Journal d’un soldat népalais en France

Gurkhas in the trenches of France during World War I. More than 20,000 Nepali soldiers were killed fighting for the Allied Forces between 1914-1918. Photo: Imperial War Museum via Nepali Times.

Gurkhas dans les tranchées de la Première Guerre mondiale en France. Plus de vingt mille soldats népalais combattant au sein des forces alliées ont été tués entre 1914 et 1918. Photo provenant du Musée impérial de la guerre et reproduite par le Nepali Times.

[Tous les liens de ce billet, à l'exception de ceux en anglais vers le site du Nepali Times, renvoient vers des pages web en français, ndt.]

Cet article du journaliste d’investigation Shree Bhakta Khanal est à l’origine paru dans le Nepali Times. Une version éditée est publiée ici, dans le cadre d'un accord de partage de contenu.

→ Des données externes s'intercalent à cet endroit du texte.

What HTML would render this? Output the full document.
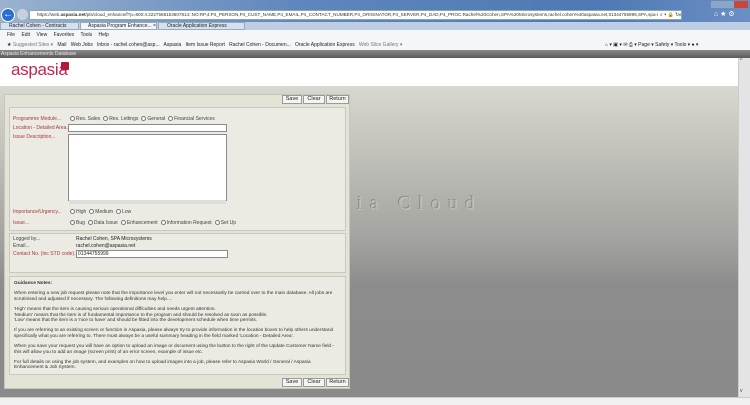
<!DOCTYPE html>
<html><head><meta charset="utf-8"><style>
*{margin:0;padding:0;box-sizing:border-box}
body{width:750px;height:405px;overflow:hidden;font-family:"Liberation Sans",sans-serif;background:#fff;position:relative}
.abs{position:absolute}
.t{font-size:5px;white-space:nowrap;position:absolute;color:#222}
.lbl{color:#a8383c;font-size:5px;position:absolute;white-space:nowrap}
.btn{position:absolute;height:9px;background:#f4f4f0;border:1px solid #999;font-size:5.5px;text-align:center;line-height:7px;color:#222}
.inp{position:absolute;background:#fff;border:1px solid #8a8a8a}
.r{display:inline-block;width:5px;height:5px;border:1px solid #777;border-radius:50%;vertical-align:middle;margin:0 1px 0 3px;background:#fff}
.sec{position:absolute;border:1px solid #c8c8c0;background:#ebebe3;left:9px;width:337px}
.g{font-size:4.8px;color:#333;line-height:5.4px}
</style></head><body>
<!-- title bar -->
<div class="abs" style="left:0;top:0;width:750px;height:22px;background:linear-gradient(90deg,#9ab2cf,#5f86bd 40%,#4f78b4 80%,#6a8fc4)"></div>
<div class="abs" style="left:1px;top:8px;width:14px;height:14px;border-radius:50%;background:#2a6ed0;border:1px solid #fff;color:#fff;font-size:10px;line-height:11px;text-align:center">←</div>
<div class="abs" style="left:17px;top:9px;width:11px;height:11px;border-radius:50%;background:#c8d0dc"></div>
<div class="abs" style="left:29px;top:10px;width:653px;height:10px;background:#fff;border:1px solid #8aa;overflow:hidden">
<div class="t" style="left:7px;top:1px;color:#333;font-size:4.6px">https://web.<b>aspasia.net</b>/pls/cloud_enhance/f?p=800:4:2227568153607814::NO:RP,4:P4_PERSON,P4_CUST_NAME,P4_EMAIL,P4_CONTACT_NUMBER,P4_ORIGINATOR,P4_SERVER,P4_DAD,P4_PROC:Rachel%20Cohen,SPA%20Microsystems,rachel.cohen%40aspasia.net,01344755999,SPA,spa-intel2,e_agent_sites,e_agent</div>
<div class="t" style="left:628px;top:1px;background:#fff;color:#333;padding-left:2px">⌕ ▾ 🔒 ↻</div>
</div>
<div class="abs" style="left:711px;top:1px;width:37px;height:7px;background:linear-gradient(90deg,#8aa6c8 0 36%,#8aa6c8 36% 62%,#c8463a 62%)"></div>
<div class="t" style="left:714px;top:10px;color:#fff;font-size:7px">⌂ ★ ⚙</div>
<!-- tabs -->
<div class="abs" style="left:0;top:22px;width:750px;height:8px;background:#bccde4"></div>
<div class="abs" style="left:0;top:22px;width:79px;height:8px;background:#d6e0ee;border:1px solid #9ab"></div>
<div class="t" style="left:9px;top:23px">Rachel Cohen - Contracts</div>
<div class="abs" style="left:80px;top:22px;width:77px;height:8px;background:#f2f5fa;border:1px solid #9ab"></div>
<div class="t" style="left:88px;top:23px">Aspasia Program Enhance...  ×</div>
<div class="abs" style="left:158px;top:22px;width:87px;height:8px;background:#d6e0ee;border:1px solid #9ab"></div>
<div class="t" style="left:167px;top:23px">Oracle Application Express</div>
<!-- menu -->
<div class="abs" style="left:0;top:30px;width:750px;height:20px;background:#f4f6f9"></div>
<div class="t" style="left:7px;top:32px;word-spacing:5px">File Edit View Favorites Tools Help</div>
<div class="t" style="left:7px;top:42px">★ <span style="color:#777">Suggested Sites ▾</span> &nbsp; Mail &nbsp; Web Jobs &nbsp; Inbox - rachel.cohen@asp... &nbsp; Aspasia &nbsp; Item Issue Report &nbsp; Rachel Cohen - Documen... &nbsp; Oracle Application Express &nbsp; <span style="color:#777">Web Slice Gallery ▾</span></div>
<div class="t" style="left:605px;top:42px">⌂ ▾ ▣ ▾ ✉ ⎙ ▾ Page ▾ Safety ▾ Tools ▾ ● ▾</div>
<!-- header bar -->
<div class="abs" style="left:0;top:50px;width:750px;height:8px;background:linear-gradient(#8a8a8a,#5a5a5a)"></div>
<div class="t" style="left:1px;top:51px;color:#e8e8e8">Aspasia Enhancements Database</div>
<!-- logo area -->
<div class="abs" style="left:0;top:58px;width:738px;height:28px;background:#fff"></div>
<div class="abs" style="left:11px;top:60px;font-size:17px;color:#c4244e;letter-spacing:-0.3px">aspasia</div>
<div class="abs" style="left:61px;top:62px;width:8px;height:8px;background:#b01838;border-radius:1px"></div>
<!-- gray background -->
<div class="abs" style="left:0;top:86px;width:738px;height:311px;background:linear-gradient(#d8d8d0 0px,#b6b6b0 100px,#a4a4a0 150px,#8c8c8c 200px,#8a8a8a)"></div>
<div class="abs" style="left:357px;top:193px;font-family:'Liberation Serif',serif;font-size:19px;letter-spacing:7.5px;color:#b4b4ae;text-shadow:-0.5px -0.5px 0 #707070,0.5px 0.5px 0 #d0d0cc">ia Cloud</div>
<!-- scrollbar -->
<div class="abs" style="left:738px;top:58px;width:12px;height:339px;background:#e4e4e4;border-left:1px solid #ccc"></div>
<div class="t" style="left:740px;top:58px;color:#444">^</div>
<div class="t" style="left:740px;top:388px;color:#444">v</div>
<!-- status bar -->
<div class="abs" style="left:0;top:397px;width:750px;height:8px;background:#f0f0f0;border-top:1px solid #ccc"></div>
<!-- panel -->
<div class="abs" style="left:4px;top:94px;width:346px;height:295px;background:#e3e3d6;border:1px solid #c6c6bc"></div>
<div class="btn" style="left:282px;top:95px;width:20px">Save</div>
<div class="btn" style="left:303px;top:95px;width:22px">Clear</div>
<div class="btn" style="left:326px;top:95px;width:23px">Return</div>
<div class="sec" style="top:107px;height:124px"></div>
<div class="lbl" style="left:13px;top:116px">Programme Module...</div>
<div class="t" style="left:67px;top:116px;color:#444"><span class="r"></span>Res. Sales<span class="r"></span>Res. Lettings<span class="r"></span>General<span class="r"></span>Financial Services</div>
<div class="lbl" style="left:13px;top:125px">Location - Detailed Area...</div>
<div class="inp" style="left:68px;top:124px;width:159px;height:8px"></div>
<div class="lbl" style="left:13px;top:134px">Issue Description...</div>
<div class="inp" style="left:68px;top:134px;width:159px;height:67px"></div>
<div class="abs" style="left:69px;top:200px;width:157px;height:4px;background:#ddd"></div>
<div class="lbl" style="left:13px;top:209px">Importance/Urgency...</div>
<div class="t" style="left:67px;top:209px;color:#444"><span class="r"></span>High<span class="r"></span>Medium<span class="r"></span>Low</div>
<div class="lbl" style="left:13px;top:220px">Issue...</div>
<div class="t" style="left:67px;top:220px;color:#444"><span class="r"></span>Bug<span class="r"></span>Data Issue<span class="r"></span>Enhancement<span class="r"></span>Information Request<span class="r"></span>Set Up</div>
<div class="sec" style="top:233px;height:40px"></div>
<div class="t" style="left:13px;top:236px;color:#444">Logged by...</div>
<div class="t" style="left:76px;top:236px">Rachel Cohen, SPA Microsystems</div>
<div class="t" style="left:13px;top:243px;color:#444">Email...</div>
<div class="t" style="left:76px;top:243px">rachel.cohen@aspasia.net</div>
<div class="lbl" style="left:13px;top:251px">Contact No. (inc STD code)...</div>
<div class="inp" style="left:76px;top:250px;width:152px;height:8px"></div>
<div class="t" style="left:78px;top:251px">01344755999</div>
<div class="sec" style="top:276px;height:99px;padding:4px 4px 0 4px">
<div class="g" style="font-weight:bold;margin-bottom:5px">Guidance Notes:</div>
<div class="g" style="margin-bottom:5px">When entering a new job request please note that the importance level you enter will not necessarily be carried over to the main database. All jobs are scrutinised and adjusted if necessary. The following definitions may help....</div>
<div class="g" style="margin-bottom:5px">'High' means that the item is causing serious operational difficulties and needs urgent attention.<br>'Medium' means that the item is of fundamental importance to the program and should be resolved as soon as possible.<br>'Low' means that the item is a 'nice to have' and should be fitted into the development schedule when time permits.</div>
<div class="g" style="margin-bottom:5px">If you are referring to an existing screen or function in Aspasia, please always try to provide information in the location boxes to help others understand specifically what you are referring to. There must always be a useful summary heading in the field marked 'Location - Detailed Area'.</div>
<div class="g" style="margin-bottom:5px">When you save your request you will have an option to upload an image or document using the button to the right of the Update Customer Name field - this will allow you to add an image (screen print) of an error screen, example of issue etc.</div>
<div class="g">For full details on using the job system, and examples on how to upload images into a job, please refer to Aspasia World / General / Aspasia Enhancement &amp; Job System.</div>
</div>
<div class="btn" style="left:282px;top:378px;width:20px">Save</div>
<div class="btn" style="left:303px;top:378px;width:22px">Clear</div>
<div class="btn" style="left:326px;top:378px;width:23px">Return</div>
</body></html>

Des livres ont célébré le courage légendaire et le sacrifice des Gurkhas, ces soldats népalais. Les officiers ont vanté leur discipline et leur bonne humeur en dépit du danger et des difficultés. On a gardé d’eux l’image de féroces soldats au perpétuel sourire sur le champ de bataille.

Toutefois, les historiens qui ont compulsé lettres et journaux intimes écrits par des Gurkhas lors des deux conflits mondiaux en donnent une image un peu différente : des Népalais souffrant du mal du pays, terrifiés, misérables, transis de froid dans les tranchées des champs de Flandres ou sous les falaises de Gallipoli. Nombre de ces lettres, désormais archivées, avaient été interceptées par les censeurs militaires.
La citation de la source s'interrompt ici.